Students never know whom to expect to walk through the classroom door. Cornett takes advantage of the musicians in town for the festival and arranges for them to vist the class to talk about their music. "I start contacting them a year in advance."

This past summer, Belgian Toots Thielemans, best known as the composer of the Sesame Street tune, popped into class. The legendary 80-year-old was in town to close the festival with Dave Brubeck. German blues artist Peter Finger came by and shared his initial musical-career qualms with the class - how could he be a blues musician and be German? "This was a model for students to find their own ideas, to articulate their own voice so it resonates in their soul," Cornett says.

Other visitors included singer Kristi Stassinopoulou, who describes her music as "Balkan ethno-trance"; McGill graduate, Rhodes scholar and jazz singer Diane Nalini - a physicist with a voice to die for; jazz guitarist Ryo Kawasaki (another physicist); Canadian poet Erin Moure; the Canadian jazz instrumentalist Jensen sisters; and composer David Amram, who jammed with beat poet Jack Kerouac and is collaborating with author Frank McCourt (Angela's Ashes) on an ecumenical mass.

To keep the students' reactions fresh, Cornett plays them music without telling them who the artist is, a "blind audition." With Nalini, he says, "We listened for two days to her recordings. Then I said okay, we'll take a break. In 10 minutes, the musician walks in." The students' responses are spontaneous and unfettered by a preconceived notion of the artist.

David Amram talked with the Reporter by phone from Willie Nelson's tour bus. He was fresh from conducting the Vancouver Symphony Orchestra two days before, and a reading at the St. Petersburg, Florida, book festival the previous night. That evening he was performing with Nelson in NYC. The busy musician says he was happy to share with the students what so many have shared with him.

Amram says Cornett "called me up about 11 times and finally inveigled me to come to his class. He was so nice and so enthusiastic - I liked his spirit.

"It was a wonderful class, I really enjoyed it. I was very impressed with the students - they're eager to learn and sincere. Like I do, they see university as a gateway to knowledge, not the end."

Amram was happy to "dispel the myth of beat poets as a bunch of untalented charlatans." He was impressed with how Cornett drew on people outside of his field and called him "a true academic" for his interdisciplinary spirit.

Cornett says, "Jazz musicians love nothing more than a good rapport. Here's a space where we can have a meaningful dialogue." True to unconventional form, there are no exams - students are required to work on a creative project for the class. These can be photo essays, writings, poetry. One group of five students spent a week filming Hide & go seek, loosely based on Kerouac and Amram's Pull My Daisy, an improvisational film.
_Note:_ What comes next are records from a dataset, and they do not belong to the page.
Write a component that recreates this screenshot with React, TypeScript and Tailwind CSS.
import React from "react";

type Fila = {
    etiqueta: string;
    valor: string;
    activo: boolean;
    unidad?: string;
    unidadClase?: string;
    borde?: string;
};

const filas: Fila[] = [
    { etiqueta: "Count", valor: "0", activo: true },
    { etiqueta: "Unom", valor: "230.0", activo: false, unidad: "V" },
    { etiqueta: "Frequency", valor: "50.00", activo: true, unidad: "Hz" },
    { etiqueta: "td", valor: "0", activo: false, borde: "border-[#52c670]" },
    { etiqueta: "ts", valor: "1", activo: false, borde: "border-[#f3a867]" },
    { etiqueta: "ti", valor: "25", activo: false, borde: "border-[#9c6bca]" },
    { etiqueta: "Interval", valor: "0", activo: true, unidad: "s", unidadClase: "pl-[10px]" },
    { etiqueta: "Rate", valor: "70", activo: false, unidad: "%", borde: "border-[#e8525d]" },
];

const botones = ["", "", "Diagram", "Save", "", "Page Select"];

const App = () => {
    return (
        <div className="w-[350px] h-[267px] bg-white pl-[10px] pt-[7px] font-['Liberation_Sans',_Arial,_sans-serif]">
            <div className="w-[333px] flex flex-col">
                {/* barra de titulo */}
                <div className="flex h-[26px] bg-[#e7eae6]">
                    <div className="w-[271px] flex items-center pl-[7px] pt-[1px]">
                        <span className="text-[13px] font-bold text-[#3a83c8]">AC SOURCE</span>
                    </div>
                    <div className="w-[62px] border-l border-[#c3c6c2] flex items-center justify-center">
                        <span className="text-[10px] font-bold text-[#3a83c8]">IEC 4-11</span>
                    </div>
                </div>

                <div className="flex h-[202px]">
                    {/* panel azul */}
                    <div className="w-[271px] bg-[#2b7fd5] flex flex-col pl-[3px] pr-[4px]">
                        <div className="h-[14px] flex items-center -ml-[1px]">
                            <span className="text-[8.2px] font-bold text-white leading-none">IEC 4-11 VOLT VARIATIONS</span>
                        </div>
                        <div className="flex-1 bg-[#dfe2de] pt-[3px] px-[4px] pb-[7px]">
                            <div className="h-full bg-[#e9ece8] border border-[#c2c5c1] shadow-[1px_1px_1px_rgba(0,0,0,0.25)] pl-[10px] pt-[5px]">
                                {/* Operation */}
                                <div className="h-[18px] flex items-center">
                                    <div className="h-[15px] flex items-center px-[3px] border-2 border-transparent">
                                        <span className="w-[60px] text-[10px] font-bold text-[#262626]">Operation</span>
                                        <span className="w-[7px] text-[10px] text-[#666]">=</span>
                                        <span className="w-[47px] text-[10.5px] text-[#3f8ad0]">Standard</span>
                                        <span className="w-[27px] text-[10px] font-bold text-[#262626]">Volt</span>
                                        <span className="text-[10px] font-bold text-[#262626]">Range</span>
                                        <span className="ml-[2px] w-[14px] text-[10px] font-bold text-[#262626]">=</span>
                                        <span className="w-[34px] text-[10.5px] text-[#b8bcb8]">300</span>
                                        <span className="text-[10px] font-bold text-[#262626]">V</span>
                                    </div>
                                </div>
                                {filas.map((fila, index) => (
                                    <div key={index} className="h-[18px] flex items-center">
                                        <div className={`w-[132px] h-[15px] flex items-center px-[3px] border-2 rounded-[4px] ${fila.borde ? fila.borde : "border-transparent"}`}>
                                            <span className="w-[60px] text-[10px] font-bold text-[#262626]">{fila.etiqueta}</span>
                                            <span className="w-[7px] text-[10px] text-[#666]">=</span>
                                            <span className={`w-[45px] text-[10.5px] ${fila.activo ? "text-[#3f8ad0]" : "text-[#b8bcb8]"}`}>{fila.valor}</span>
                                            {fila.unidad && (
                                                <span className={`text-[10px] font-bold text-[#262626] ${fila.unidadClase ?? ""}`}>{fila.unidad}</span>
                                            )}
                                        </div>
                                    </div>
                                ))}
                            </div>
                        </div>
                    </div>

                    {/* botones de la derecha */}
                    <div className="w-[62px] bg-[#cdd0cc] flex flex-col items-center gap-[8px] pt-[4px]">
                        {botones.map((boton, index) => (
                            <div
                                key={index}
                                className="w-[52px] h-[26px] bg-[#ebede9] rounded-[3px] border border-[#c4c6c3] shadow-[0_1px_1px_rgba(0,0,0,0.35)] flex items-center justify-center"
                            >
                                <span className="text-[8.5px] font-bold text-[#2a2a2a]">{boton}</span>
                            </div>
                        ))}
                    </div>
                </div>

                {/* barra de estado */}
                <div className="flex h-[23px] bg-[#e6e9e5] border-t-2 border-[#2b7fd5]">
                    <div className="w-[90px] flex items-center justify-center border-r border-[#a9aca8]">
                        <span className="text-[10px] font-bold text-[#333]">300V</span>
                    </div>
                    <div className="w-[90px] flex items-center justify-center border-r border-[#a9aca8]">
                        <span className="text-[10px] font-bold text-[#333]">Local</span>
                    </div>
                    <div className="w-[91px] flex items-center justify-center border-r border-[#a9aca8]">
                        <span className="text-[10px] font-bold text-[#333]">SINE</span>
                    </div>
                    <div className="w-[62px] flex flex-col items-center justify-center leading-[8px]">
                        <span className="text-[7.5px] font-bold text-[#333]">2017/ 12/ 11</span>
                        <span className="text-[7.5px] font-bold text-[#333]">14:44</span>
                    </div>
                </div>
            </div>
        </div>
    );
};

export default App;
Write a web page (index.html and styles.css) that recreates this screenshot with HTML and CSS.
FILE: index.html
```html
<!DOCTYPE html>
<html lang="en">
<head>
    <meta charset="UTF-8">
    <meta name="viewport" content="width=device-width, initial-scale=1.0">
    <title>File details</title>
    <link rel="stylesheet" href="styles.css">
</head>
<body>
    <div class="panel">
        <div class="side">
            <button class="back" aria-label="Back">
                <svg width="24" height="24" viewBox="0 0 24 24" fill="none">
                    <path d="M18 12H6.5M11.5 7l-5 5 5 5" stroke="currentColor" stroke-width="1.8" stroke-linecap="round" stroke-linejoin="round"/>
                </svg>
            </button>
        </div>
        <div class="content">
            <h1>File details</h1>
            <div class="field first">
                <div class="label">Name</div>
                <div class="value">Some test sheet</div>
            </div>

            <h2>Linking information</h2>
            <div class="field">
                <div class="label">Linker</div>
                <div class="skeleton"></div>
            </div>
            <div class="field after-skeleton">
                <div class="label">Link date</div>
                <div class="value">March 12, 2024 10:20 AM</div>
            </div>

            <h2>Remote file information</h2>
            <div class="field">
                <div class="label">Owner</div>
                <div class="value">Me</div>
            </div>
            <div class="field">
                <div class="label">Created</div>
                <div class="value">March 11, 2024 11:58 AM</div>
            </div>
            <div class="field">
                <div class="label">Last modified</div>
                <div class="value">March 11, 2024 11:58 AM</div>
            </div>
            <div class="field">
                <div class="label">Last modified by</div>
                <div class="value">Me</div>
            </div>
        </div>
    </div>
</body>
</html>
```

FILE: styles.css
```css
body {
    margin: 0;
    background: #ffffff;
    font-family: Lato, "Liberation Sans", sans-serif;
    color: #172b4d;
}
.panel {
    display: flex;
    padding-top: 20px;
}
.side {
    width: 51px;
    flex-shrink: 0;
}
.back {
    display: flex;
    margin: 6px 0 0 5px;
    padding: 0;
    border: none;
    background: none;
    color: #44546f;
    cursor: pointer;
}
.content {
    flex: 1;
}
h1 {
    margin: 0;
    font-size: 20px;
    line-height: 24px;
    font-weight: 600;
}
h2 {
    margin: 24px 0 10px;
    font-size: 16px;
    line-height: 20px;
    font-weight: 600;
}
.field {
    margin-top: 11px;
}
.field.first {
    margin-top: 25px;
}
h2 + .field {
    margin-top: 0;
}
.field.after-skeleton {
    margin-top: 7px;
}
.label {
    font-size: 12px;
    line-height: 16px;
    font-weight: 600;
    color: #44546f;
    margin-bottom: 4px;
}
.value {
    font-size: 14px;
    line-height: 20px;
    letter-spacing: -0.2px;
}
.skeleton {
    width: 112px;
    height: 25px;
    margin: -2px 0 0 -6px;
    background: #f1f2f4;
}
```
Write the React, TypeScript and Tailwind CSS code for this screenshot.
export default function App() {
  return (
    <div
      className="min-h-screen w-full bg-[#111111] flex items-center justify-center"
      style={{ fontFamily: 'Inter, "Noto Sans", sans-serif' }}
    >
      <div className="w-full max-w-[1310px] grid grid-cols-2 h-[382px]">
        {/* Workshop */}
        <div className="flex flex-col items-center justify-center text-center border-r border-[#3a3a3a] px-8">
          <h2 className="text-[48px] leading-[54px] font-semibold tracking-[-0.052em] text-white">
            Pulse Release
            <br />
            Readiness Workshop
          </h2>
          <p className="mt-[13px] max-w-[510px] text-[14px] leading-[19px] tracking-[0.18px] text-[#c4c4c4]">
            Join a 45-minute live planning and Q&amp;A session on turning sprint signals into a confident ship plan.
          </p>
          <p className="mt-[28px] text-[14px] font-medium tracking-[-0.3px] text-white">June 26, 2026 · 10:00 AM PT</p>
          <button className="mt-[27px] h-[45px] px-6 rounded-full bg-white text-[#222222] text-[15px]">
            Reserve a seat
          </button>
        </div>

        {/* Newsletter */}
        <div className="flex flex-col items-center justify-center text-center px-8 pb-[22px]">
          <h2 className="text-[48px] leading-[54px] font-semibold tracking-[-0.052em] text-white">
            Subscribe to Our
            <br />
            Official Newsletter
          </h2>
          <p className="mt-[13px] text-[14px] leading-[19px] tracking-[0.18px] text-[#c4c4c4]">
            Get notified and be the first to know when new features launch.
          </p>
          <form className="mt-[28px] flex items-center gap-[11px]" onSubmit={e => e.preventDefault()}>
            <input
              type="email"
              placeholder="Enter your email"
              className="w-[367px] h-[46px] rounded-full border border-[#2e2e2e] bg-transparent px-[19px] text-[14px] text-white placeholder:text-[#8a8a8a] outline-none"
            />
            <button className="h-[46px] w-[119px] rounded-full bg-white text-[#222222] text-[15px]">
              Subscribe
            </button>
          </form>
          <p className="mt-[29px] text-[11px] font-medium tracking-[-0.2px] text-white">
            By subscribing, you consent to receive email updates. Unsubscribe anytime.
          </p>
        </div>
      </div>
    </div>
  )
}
During the day they went to class and wrote, and, using a digital camera rented from ICC, filmed at night in humanistic studies student Adam Kaufman's apartment. Dance, percussion, globalization and bacon all make it into the punchy film, which uses world music, soul and a dose of humour. They made creative use of the "Earth from Above" exhibit's walk-on map of the world on lower campus, and filmed the Sunday tam-tam drum sessions on Mount Royal. The film was shown publicly in October, and three of the film-makers were present.

Kaufman said they were inspired by the improvisational poetry in Pull My Daisy, and wanted to express their questions of identity from the local to the global and gender issues.

"Nothing was planned," film-maker Omri Ben-Avi emphasized. "Music lets you discover your soul. We're made up of layers and we'd peel these layers back."

Kaufman says, "The class was great because I'm really into music." His parents raised him on the arts, bringing him to blues concerts at age eight, and when he was in high school, writing notes to his teachers excusing Kaufman from class for "religious commitments" while they followed Bob Dylan tours.

Fellow film-maker Hannah Weinstangel, a psychology and humanistic studies student, took Soul and Soul Music because she heard it had an "interesting structure and a passionate teacher." She wasn't disappointed. "We were exposed to so much great art that everybody was inspired to create their own - it brought out the artist in all of us."

A pianist himself, Ben-Avi was impressed by Quebec pianist Lorraine Desmarais. "She's a small woman, but she has so much force when she plays." He also admired Dan Behrman's attitude - the Montreal Jazz Festival free-show scheduler "believes music is something everyone should enjoy. He's an exception in this profit-making world." Of all the visitors, Ben-Avi says, "They weren't only artists, they were creative and original, they were exceptions in the face of mass media and the Britney Spearization of society."